Mr. Speaker, I am sharing my time with the member for Parkdale—High Park.
I rise today to talk about how an unbalanced economic agenda that is heading in the wrong direction is hurting the lives of people in Surrey North. I want to talk about perception and about reality.
As we stand here today, we are in the position of having seen the strongest economy in 40 years, low inflation, low interest rates, low unemployment in many places, and strong economic growth. The perception would surely be that Canadians are doing well and they should be doing well, but what is the reality? Let me tell the House about the people in the city of Surrey and my riding of Surrey North. The reality is that they see an ever-widening gap between themselves and others--not narrower, wider--in spite of what they are told about the great economic times we are in.
Let the good times roll. Let us look at what concurrent Liberal and Conservative policies have really meant to Surrey North. The times have certainly rolled, but they have rolled back.
What do people need to be safe and healthy and contributing citizens? A job, and an economic policy supporting jobs not just in Alberta but throughout the country.
Let us start with finding a place to live. How does someone who is single and earns minimum wage do that? For someone in the Lower Mainland of British Columbia in Surrey North who earns $8 an hour and works a full week, the after tax monthly earnings are $955.20. So that person takes that paycheque and goes out and tries to find a place to live. The average Surrey basement suite or small apartment is $791 a month. If the person were to rent that, the person would be left with $144 for food, bus fare, and probably second-hand clothes. Heaven forbid if that person were to have an emergency of any kind.
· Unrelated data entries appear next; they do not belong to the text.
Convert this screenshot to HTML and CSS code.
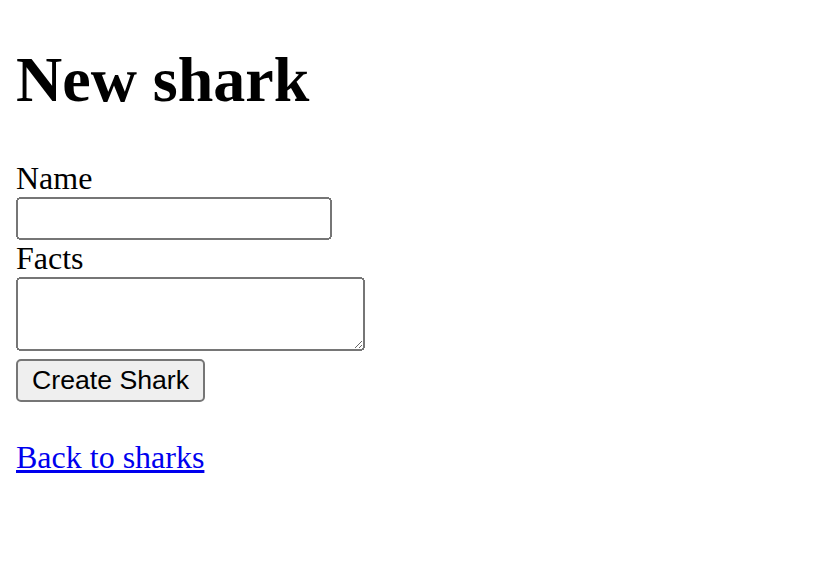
FILE: index.html
```html
<!DOCTYPE html>
<html>
<head>
<meta charset="utf-8">
<title>New shark</title>
<link rel="stylesheet" href="styles.css">
</head>
<body class="page">
<h1 class="title">New shark</h1>
<form class="shark-form" onsubmit="return false">
  <div>
    <label class="field-label" for="shark_name">Name</label>
    <input class="text-field" type="text" id="shark_name" name="shark[name]">
  </div>
  <div>
    <label class="field-label" for="shark_facts">Facts</label>
    <textarea id="shark_facts" name="shark[facts]"></textarea>
  </div>
  <div>
    <input type="submit" value="Create Shark">
  </div>
</form>
<br>
<div>
  <a href="#">Back to sharks</a>
</div>
</body>
</html>
```
FILE: styles.css
```css
html {
  zoom: 2;
}
.page {
  margin: 8px;
  font-family: "Liberation Serif", "Times New Roman", serif;
  background: #fff;
  color: #000;
}
.title {
  font-family: "Liberation Serif", "Times New Roman", serif;
  margin-top: 13.44px;
}
.field-label {
  display: block;
}
.text-field {
  box-sizing: border-box;
  width: 158px;
}
```
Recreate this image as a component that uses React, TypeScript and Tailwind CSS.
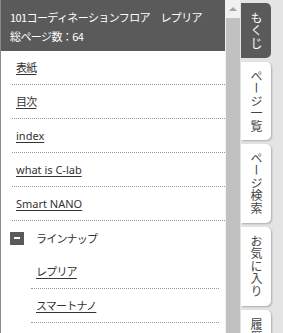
import React from "react";

const font = { fontFamily: '"Noto Sans CJK JP", "Noto Sans", sans-serif' };

function Row({ label, indent = false }: { label: string; indent?: boolean }) {
  const latin = /^[\x20-\x7e]+$/.test(label);
  return (
    <div className={`${indent ? "ml-[30px] mr-[6px] pl-[5px]" : "ml-[11px] pl-[4px]"} h-[34px] flex items-center border-b border-dotted border-[#999]`}>
      <span
        className={`text-[11px] leading-none text-[#333] underline underline-offset-[2px] ${latin ? "tracking-[0px]" : "tracking-[-0.8px]"}`}
        style={latin ? { fontFamily: '"Noto Sans", sans-serif' } : undefined}
      >
        {label}
      </span>
    </div>
  );
}

function Tab({ label, active = false, h, top = false }: { label: string; active?: boolean; h: string; top?: boolean }) {
  return (
    <div
      className={`w-[30px] ${h} shrink-0 rounded-r-[5px] flex justify-center ${top ? "items-start pt-[8px]" : "items-center"} ${
        active ? "bg-[#5a5a5a] text-white" : "bg-white text-[#444] shadow-[1px_1px_2px_rgba(0,0,0,0.25)]"
      }`}
    >
      <span className="text-[12px] leading-[12px] whitespace-nowrap tracking-[0.5px]" style={{ writingMode: "vertical-rl" }}>
        {label}
      </span>
    </div>
  );
}

export default function App() {
  return (
    <div className="w-[283px] h-[333px] flex overflow-hidden bg-[#e4e4e4]" style={font}>
      <div className="w-[225px] h-full flex flex-col bg-white border-l border-[#8a8a8a]">
        <div className="h-[51px] bg-[#5a5a5a] text-white text-[11px] leading-none tracking-[-0.6px] px-[9px] pt-[12px] flex flex-col gap-[8px] shrink-0 whitespace-nowrap">
          <div>101コーディネーションフロア　レプリア</div>
          <div>総ページ数：64</div>
        </div>
        <div className="flex flex-col">
          <Row label="表紙" />
          <Row label="目次" />
          <Row label="index" />
          <Row label="what is C-lab" />
          <Row label="Smart NANO" />
          <div className="ml-[9px] h-[34px] flex items-center">
            <div className="w-[14px] h-[13px] bg-[#5a5a5a] flex items-center justify-center">
              <div className="w-[6px] h-[2px] bg-white" />
            </div>
            <span className="ml-[12px] text-[11px] leading-none tracking-[-0.8px] text-[#333]">ラインナップ</span>
          </div>
          <Row label="レプリア" indent />
          <Row label="スマートナノ" indent />
        </div>
      </div>
      <div className="w-[15px] h-full bg-[#f1f1f1] flex flex-col items-center shrink-0">
        <div className="h-[18px] flex items-center justify-center">
          <div className="w-0 h-0 border-l-[4px] border-r-[4px] border-b-[4px] border-l-transparent border-r-transparent border-b-[#a3a3a3]" />
        </div>
        <div className="w-[14px] flex-1 bg-[#c1c1c1]" />
      </div>
      <div className="flex-1 h-full pt-[3px] pl-[1px] flex flex-col gap-[4px]">
        <Tab label="もくじ" active h="h-[55px]" />
        <Tab label="ページ一覧" h="h-[78px]" />
        <Tab label="ページ検索" h="h-[79px]" />
        <Tab label="お気に入り" h="h-[79px]" />
        <Tab label="履歴" h="h-[60px]" top />
      </div>
    </div>
  );
}
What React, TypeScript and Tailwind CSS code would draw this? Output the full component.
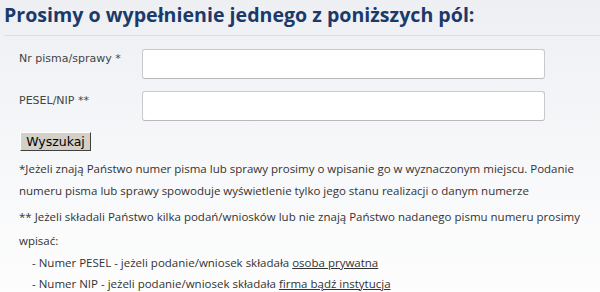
import React from 'react';

const bodyFont = { fontFamily: '"Open Sans", "Noto Sans", sans-serif' };
const labelFont = { fontFamily: '"DejaVu Sans", Verdana, sans-serif' };

const Field: React.FC<{ label: string }> = ({ label }) => (
  <div className="flex items-start">
    <label className="w-[123px] pt-[2px] text-[11px] leading-[16px] text-[#444]" style={labelFont}>
      {label}
    </label>
    <input
      type="text"
      className="w-[403px] h-[30px] rounded-[3px] border border-[#c9c9c9] border-b-[#b9b9b9] bg-white px-2 outline-none"
    />
  </div>
);

export default function App() {
  return (
    <div className="w-[600px] h-[292px] overflow-hidden bg-gradient-to-b from-[#eeeff3] via-[#f6f7f9] to-[#fdfdfd]">
      {/* nagłówek */}
      <h1
        className="pl-[4px] pt-[1px] text-[19.6px] leading-[28px] font-bold text-[#1b3a6a]"
        style={{ fontFamily: '"Open Sans", sans-serif' }}
      >
        Prosimy o wypełnienie jednego z poniższych pól:
      </h1>
      <div className="ml-[4px] mt-[6px] border-b border-[#dcdde2]" />

      {/* formularz */}
      <div className="pl-[19px] pt-[13px] flex flex-col gap-[12px]">
        <Field label="Nr pisma/sprawy *" />
        <Field label="PESEL/NIP **" />
      </div>

      <div className="pl-[20px] pt-[11px] flex">
        <button
          className="h-[19px] w-[71px] bg-[#d4d0c8] border border-t-white border-l-white border-r-[#404040] border-b-[#404040] text-[12.5px] leading-[15px] text-black"
          style={labelFont}
        >
          Wyszukaj
        </button>
      </div>

      {/* objaśnienia */}
      <div className="pl-[19px] pr-[3px] text-[11.5px] text-[#333]" style={bodyFont}>
        <p className="pt-[7px] leading-[22px]">
          *Jeżeli znają Państwo numer pisma lub sprawy prosimy o wpisanie go w wyznaczonym miejscu. Podanie numeru
          pisma lub sprawy spowoduje wyświetlenie tylko jego stanu realizacji o danym numerze
        </p>
        <p className="pt-[3px] leading-[24px]">
          ** Jeżeli składali Państwo kilka podań/wniosków lub nie znają Państwo nadanego pismu numeru prosimy wpisać:
        </p>
        <ul className="pl-[13px] leading-[20.5px]">
          <li>
            - Numer PESEL - jeżeli podanie/wniosek składała <span className="underline">osoba prywatna</span>
          </li>
          <li>
            - Numer NIP - jeżeli podanie/wniosek składała <span className="underline">firma bądź instytucja</span>
          </li>
        </ul>
      </div>
    </div>
  );
}
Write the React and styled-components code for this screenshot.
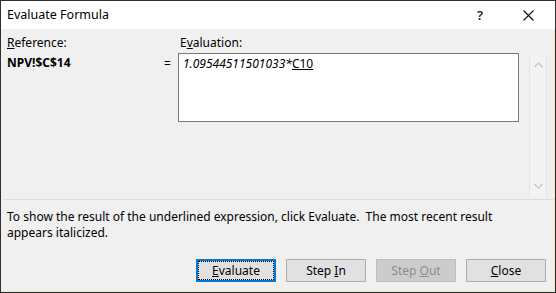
import React from 'react'
import styled, { createGlobalStyle } from 'styled-components'

const Global = createGlobalStyle`
  html, body {
    margin: 0;
    padding: 0;
    background: #f0f0f0;
  }
  * {
    box-sizing: border-box;
  }
`;

function App() {
  return (
    <>
      <Global />
      <Dialog>
        <TitleBar>
          <Title>Evaluate Formula</Title>
          <TitleButtons>
            <HelpBtn>?</HelpBtn>
            <CloseBtn>
              <svg width="11" height="11" viewBox="0 0 11 11">
                <path d="M0.5 0.5 L10.5 10.5 M10.5 0.5 L0.5 10.5" stroke="#111" strokeWidth="1.1" fill="none" />
              </svg>
            </CloseBtn>
          </TitleButtons>
        </TitleBar>
        <Body>
          <Fields>
            <Label><u>R</u>eference:</Label>
            <span />
            <Label $indent>E<u>v</u>aluation:</Label>
            <span />
            <RefValue>NPV!$C$14</RefValue>
            <Equals>=</Equals>
            <FormulaBox>
              <Italic>1.09544511501033*</Italic><u>C10</u>
            </FormulaBox>
            <Scrollbar>
              <Chevron>
                <svg width="9" height="6" viewBox="0 0 9 6">
                  <path d="M0.5 5 L4.5 1 L8.5 5" stroke="#c3c3c3" strokeWidth="1.2" fill="none" />
                </svg>
              </Chevron>
              <Chevron>
                <svg width="9" height="6" viewBox="0 0 9 6">
                  <path d="M0.5 1 L4.5 5 L8.5 1" stroke="#c3c3c3" strokeWidth="1.2" fill="none" />
                </svg>
              </Chevron>
            </Scrollbar>
          </Fields>
          <Separator />
          <Message>
            To show the result of the underlined expression, click Evaluate.&nbsp; The most recent result<br />
            appears italicized.
          </Message>
          <ButtonRow>
            <Button $default><ButtonText $focus><u>E</u>valuate</ButtonText></Button>
            <Button><ButtonText>Step <u>I</u>n</ButtonText></Button>
            <Button disabled><ButtonText>Step <u>O</u>ut</ButtonText></Button>
            <Button><ButtonText><u>C</u>lose</ButtonText></Button>
          </ButtonRow>
        </Body>
      </Dialog>
    </>
  )
}

const Dialog = styled.div`
  width: 556px;
  height: 293px;
  display: flex;
  flex-direction: column;
  border: 1px solid #2e2e2e;
  box-shadow: inset -1px -1px 0 #efe4c6;
  background: #f0f0f0;
  font-family: "Noto Sans", "Open Sans", sans-serif;
  font-size: 12px;
  line-height: 16px;
  color: #000;
  overflow: hidden;
`;
const TitleBar = styled.div`
  height: 28px;
  flex-shrink: 0;
  display: flex;
  align-items: center;
  justify-content: space-between;
  background: #fff;
  padding-left: 6px;
`;
const Title = styled.div`
  font-size: 12.5px;
  color: #000;
`;
const TitleButtons = styled.div`
  display: flex;
  align-items: center;
  height: 100%;
  padding-right: 4px;
`;
const HelpBtn = styled.div`
  width: 50px;
  text-align: center;
  font-size: 13px;
  font-weight: 600;
  color: #222;
`;
const CloseBtn = styled.div`
  width: 46px;
  height: 100%;
  display: flex;
  align-items: center;
  justify-content: center;
`;
const Body = styled.div`
  flex: 1;
  display: flex;
  flex-direction: column;
  padding: 6px 9px 10px 6px;
`;
const Fields = styled.div`
  display: grid;
  grid-template-columns: 150px 21px 341px 1fr;
  grid-template-rows: 18px auto;
`;
const Label = styled.div`
  padding-left: ${p => (p.$indent ? '2px' : '0')};
  color: #000;
`;
const RefValue = styled.div`
  font-weight: 700;
  margin-top: 2px;
`;
const Equals = styled.div`
  text-align: center;
  margin-top: 3px;
`;
const FormulaBox = styled.div`
  height: 69px;
  background: #fff;
  border: 1px solid #7a7a7a;
  padding: 2px 4px;
`;
const Italic = styled.i`
  font-style: italic;
`;
const Scrollbar = styled.div`
  margin-left: 10px;
  margin-top: 2px;
  width: 18px;
  height: 141px;
  display: flex;
  flex-direction: column;
  justify-content: space-between;
  align-items: center;
  background: #f3f3f3;
  border-left: 1px solid #e4e4e4;
  border-right: 1px solid #e4e4e4;
  padding: 6px 0;
`;
const Chevron = styled.div`
  display: flex;
  height: 8px;
  align-items: center;
`;
const Separator = styled.div`
  height: 1px;
  margin: 3px -8px 0 -4px;
  background: #dcdcdc;
`;
const Message = styled.div`
  margin-top: 9px;
  white-space: nowrap;
`;
const ButtonRow = styled.div`
  margin-top: auto;
  display: flex;
  justify-content: flex-end;
  gap: 10px;
`;
const Button = styled.button`
  width: 80px;
  height: 23px;
  font-family: inherit;
  font-size: 12px;
  padding: 0;
  display: flex;
  align-items: center;
  justify-content: center;
  background: #e1e1e1;
  color: #000;
  border: 1px solid ${p => (p.$default ? '#0078d7' : '#adadad')};
  box-shadow: ${p => (p.$default ? 'inset 0 0 0 1px #0078d7' : 'none')};
  &:disabled {
    background: #cccccc;
    border-color: #bfbfbf;
    color: #8d8d8d;
  }
`;
const ButtonText = styled.span`
  display: block;
  white-space: pre;
  text-align: center;
  line-height: 15px;
  ${p => p.$focus && `
    width: 72px;
    height: 15px;
    outline: 1px dotted #000;
    outline-offset: 1px;
  `}
`;

export default App
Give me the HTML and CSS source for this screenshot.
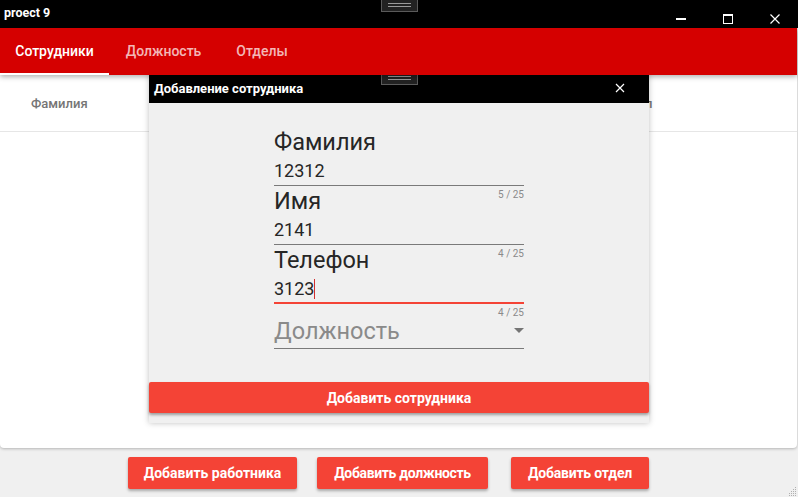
FILE: index.html
```html
<!DOCTYPE html>
<html lang="ru">
<head>
<meta charset="utf-8">
<title>proect 9</title>
<link rel="stylesheet" href="styles.css">
</head>
<body>
<div class="window">
  <header class="titlebar">
    <span class="app-title">proect 9</span>
    <div class="win-controls">
      <span class="wbtn"><svg width="12" height="12" viewBox="0 0 12 12"><rect x="1" y="5" width="10" height="2" fill="#fff"/></svg></span>
      <span class="wbtn"><svg width="12" height="12" viewBox="0 0 12 12"><rect x="1.5" y="1.5" width="9" height="9" fill="none" stroke="#fff" stroke-width="1"/><rect x="1" y="1" width="10" height="2" fill="#fff"/></svg></span>
      <span class="wbtn"><svg width="12" height="12" viewBox="0 0 12 12"><path d="M1.5 1.5 L10.5 10.5 M10.5 1.5 L1.5 10.5" stroke="#fff" stroke-width="1.2"/></svg></span>
    </div>
  </header>
  <main class="card">
    <nav class="tabs">
      <span class="tab active">Сотрудники</span>
      <span class="tab">Должность</span>
      <span class="tab">Отделы</span>
    </nav>
    <div class="thead">
      <span class="th">Фамилия</span>
      <span class="th">Имя</span>
      <span class="th">Телефон</span>
      <span class="th">Должность</span>
      <span class="th">Отдел</span>
    </div>
  </main>
  <footer class="actions">
    <button class="btn btn-worker">Добавить работника</button>
    <button class="btn btn-position">Добавить должность</button>
    <button class="btn btn-dept">Добавить отдел</button>
  </footer>
  <span class="grip"><svg width="8" height="10" viewBox="0 0 8 10"><g fill="#b0b0b0"><rect x="6" y="1" width="1" height="1"/><rect x="4" y="3" width="1" height="1"/><rect x="6" y="3" width="1" height="1"/><rect x="2" y="5" width="1" height="1"/><rect x="4" y="5" width="1" height="1"/><rect x="6" y="5" width="1" height="1"/><rect x="0" y="7" width="1" height="1"/><rect x="2" y="7" width="1" height="1"/><rect x="4" y="7" width="1" height="1"/><rect x="6" y="7" width="1" height="1"/><rect x="0" y="9" width="1" height="1"/><rect x="2" y="9" width="1" height="1"/><rect x="4" y="9" width="1" height="1"/><rect x="6" y="9" width="1" height="1"/></g></svg></span>
  <span class="handle handle-main"></span>

  <section class="dialog">
    <div class="dlg-title">
      <span>Добавление сотрудника</span>
      <svg class="dlg-close" width="10" height="10" viewBox="0 0 10 10"><path d="M1 1 L9 9 M9 1 L1 9" stroke="#fff" stroke-width="1.2"/></svg>
    </div>
    <span class="handle handle-dlg"></span>
    <div class="dlg-body">
      <div class="fields">
        <div class="field">
          <div class="flabel">Фамилия</div>
          <div class="finput">12312</div>
          <span class="counter">5 / 25</span>
        </div>
        <div class="field">
          <div class="flabel">Имя</div>
          <div class="finput">2141</div>
          <span class="counter">4 / 25</span>
        </div>
        <div class="field">
          <div class="flabel">Телефон</div>
          <div class="finput focused">3123<span class="caret"></span></div>
          <span class="counter">4 / 25</span>
        </div>
        <div class="select">
          <span>Должность</span>
          <svg width="10" height="6" viewBox="0 0 10 6"><path d="M0 0 L10 0 L5 5 Z" fill="#757575"/></svg>
        </div>
      </div>
      <button class="dlg-btn">Добавить сотрудника</button>
    </div>
  </section>
</div>
</body>
</html>
```
FILE: styles.css
```css
* { box-sizing: border-box; }
html, body { margin: 0; padding: 0; }
body {
  width: 798px;
  height: 497px;
  overflow: hidden;
  background: #f0f0f0;
  font-family: Roboto, "Noto Sans", sans-serif;
}
.window {
  position: relative;
  width: 798px;
  height: 497px;
  display: flex;
  flex-direction: column;
}
.titlebar {
  height: 28px;
  background: #000;
  display: flex;
  align-items: flex-start;
  justify-content: space-between;
}
.app-title {
  color: #fff;
  font-weight: 700;
  font-size: 12.5px;
  line-height: 26px;
  padding-left: 4px;
}
.win-controls {
  display: flex;
  padding-top: 13px;
  padding-right: 0;
}
.wbtn {
  width: 47px;
  display: flex;
  justify-content: center;
  height: 12px;
}
.card {
  height: 420px;
  background: #fff;
  border-radius: 0 0 4px 4px;
  box-shadow: 0 1px 3px rgba(0,0,0,0.25);
  margin-right: 1px;
  display: flex;
  flex-direction: column;
}
.tabs {
  height: 47px;
  background: #d50000;
  display: flex;
  box-shadow: 0 2px 5px rgba(0,0,0,0.3);
  position: relative;
  z-index: 1;
}
.tab {
  min-width: 88px;
  padding: 0 16px;
  font-size: 14px;
  font-weight: 500;
  color: rgba(255,255,255,0.72);
  line-height: 47px;
  text-align: center;
}
.tab:first-child { min-width: 109px; padding: 0 15px; }
.tab:nth-child(2) { min-width: 109px; }
.tab.active {
  color: #fff;
  box-shadow: inset 0 -2px 0 #fff;
}
.thead {
  height: 57px;
  border-bottom: 1px solid #e6e6e6;
  display: flex;
  align-items: center;
  padding-left: 31px;
}
.th {
  width: 146px;
  font-size: 13px;
  font-weight: 500;
  color: #757575;
}
.actions {
  flex: 1;
  display: flex;
  padding: 9px 0 0 128px;
  align-items: flex-start;
}
.btn {
  height: 32px;
  padding: 0;
  border: 0;
  border-radius: 2px;
  background: #f44336;
  color: #fff;
  font-family: Roboto, sans-serif;
  font-size: 14px;
  font-weight: 700;
  white-space: nowrap;
  box-shadow: 0 2px 3px rgba(0,0,0,0.3);
}
.btn-worker { width: 169px; }
.btn-position { width: 171px; margin-left: 20px; letter-spacing: -0.35px; }
.btn-dept { width: 138px; margin-left: 23px; letter-spacing: -0.2px; }
.grip {
  position: absolute;
  right: 1px;
  bottom: 1px;
  line-height: 0;
}
.handle {
  position: absolute;
  width: 37px;
  height: 12px;
  left: 381px;
  background: #222;
  border: 1px solid #5a5a5a;
  border-top: 0;
}
.handle::before, .handle::after {
  content: "";
  position: absolute;
  left: 6px;
  right: 6px;
  height: 1px;
  background: #9a9a9a;
}
.handle::before { top: 3px; }
.handle::after { top: 6px; }
.handle-main { top: 0; }
.handle-dlg { top: 0; left: 232px; }

.dialog {
  position: absolute;
  left: 149px;
  top: 73px;
  width: 500px;
  box-shadow: 0 0 6px rgba(0,0,0,0.25);
}
.dlg-title {
  height: 30px;
  background: #000;
  color: #fff;
  font-size: 13px;
  font-weight: 700;
  display: flex;
  align-items: center;
  justify-content: space-between;
  padding: 0 24px 0 5px;
}
.dlg-body {
  background: #f0f0f0;
  padding: 27px 0 10px;
}
.fields {
  width: 250px;
  margin-left: 125px;
  display: flex;
  flex-direction: column;
  gap: 3px;
}
.field { position: relative; }
.flabel {
  font-size: 23.5px;
  line-height: 24px;
  height: 24px;
  color: #262626;
}
.finput {
  height: 32px;
  padding-top: 7px;
  font-size: 18px;
  line-height: 20px;
  color: #262626;
  border-bottom: 1px solid #7a7a7a;
}
.finput.focused {
  border-bottom: 2px solid #f44336;
}
.caret {
  display: inline-block;
  width: 1px;
  height: 20px;
  background: #d32f2f;
  vertical-align: -4px;
}
.counter {
  position: absolute;
  right: 0;
  top: 60px;
  font-size: 10px;
  line-height: 10px;
  color: #8a8a8a;
}
.select {
  height: 42px;
  padding-top: 12px;
  font-size: 23.5px;
  line-height: 24px;
  color: #8a8a8a;
  border-bottom: 1px solid #7a7a7a;
  display: flex;
  justify-content: space-between;
}
.select svg { margin-top: 9px; margin-right: 0; }
.dlg-btn {
  display: block;
  width: 100%;
  height: 31px;
  margin-top: 33px;
  border: 0;
  border-radius: 2px;
  background: #f44336;
  color: #fff;
  font-family: Roboto, sans-serif;
  font-size: 14px;
  font-weight: 700;
  box-shadow: 0 2px 3px rgba(0,0,0,0.35);
}
```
Currently, Surrey needs 2,000 transitional housing units and 5,000 permanent units of affordable housing. What kind of economic policy would ignore a national housing strategy? People in housing can contribute. People who are living on the streets are not able to be part of anyone's economic housing policy. We are told that having a job is a cure for poverty. In no way is that the case in Surrey North.
Our food bank sees 14,000 people, a large number of whom are from Surrey North and 42% of those people are babies and children. The Prime Minister has said that the number of children living in poverty is probably only a quarter of the number that is quoted. I would like him to go to the food bank with me and tell that to the mother whose little girl said to her “Mommy, I'll try not to eat so much”. He should try telling her that those numbers are over-estimated. That is what his economic policies are doing to people. Little children are having to say, “Mommy, don't worry, I won't eat so much”.
There are people who work but they have to live in homeless shelters. They are earning minimum wage. They are trying. They are living in homeless shelters because they cannot afford a place to live. They get up in the morning and they go to work. They are using the food banks because they have no place else to eat. What kind of let the good times roll does that look like for the people in Surrey?
There are middle class residents in Surrey North who sit around the kitchen table and talk about their futures. They may be people in apartments or people in their own homes. They worry about not being able to pay next month's mortgage. Why? Because people are facing job losses and they are being ignored by the government. I am talking about manufacturing jobs.
Everyone forgets that manufacturing jobs are also about the wood industry. In the wood industry, when every single sawmill on the Fraser River closes, people are out of work. In the riding of Surrey North there are many, many, many people who are out of work. There is no retraining. There was nothing in the budget for the pine beetle epidemic. Those manufacturing jobs in the wood industry are completely gone. Untargeted tax cuts certainly are not helping those people at all. They may be helping people in the tar sands, but they are not helping the people in Surrey North who worked in the wood industry.
Those people are also worrying about whether they can send their sons and daughters to post-secondary education. When the NDP amended the 2005 budget to remove $4.6 billion in tax cuts and put that money toward housing and post-secondary education, the Prime Minister found it to be completely irresponsible. For those middle class people in Surrey North sitting around their kitchen tables, it is absolutely not irresponsible. It was a bit of help, but they still have a very long way to go because of the tuition costs. They know that many of them are not going to be able to send their sons and daughters to post-secondary education.
The government's economic policy also ignores children. Surrey North has a reading standard that is lower than the average in British Columbia. That should not be a surprise. We have a poverty level that is higher than the rest of British Columbia. A child who is not nourished cannot learn. That is not a secret to anyone. There are children who are going to school hungry. It is no wonder our reading standards are below the provincial average.
In conclusion, there may be economic policies that are being celebrated by Conservatives across the country wherever they may live, but in Surrey North there are more people living in poverty than in most other places. We always have had more children living in poverty than the B.C. average. They are children who learn less well than other children because they are poor, because they are not sleeping, because they do not have safe places to live. There are people living on the streets who are very interested in contributing to their community, but it is very hard to be part of an economic policy when people who are working have to live on the street because they cannot afford a place to live.
This is where an unbalanced wrong-headed economic approach takes us. Those people in Surrey North are not seeing the good times roll.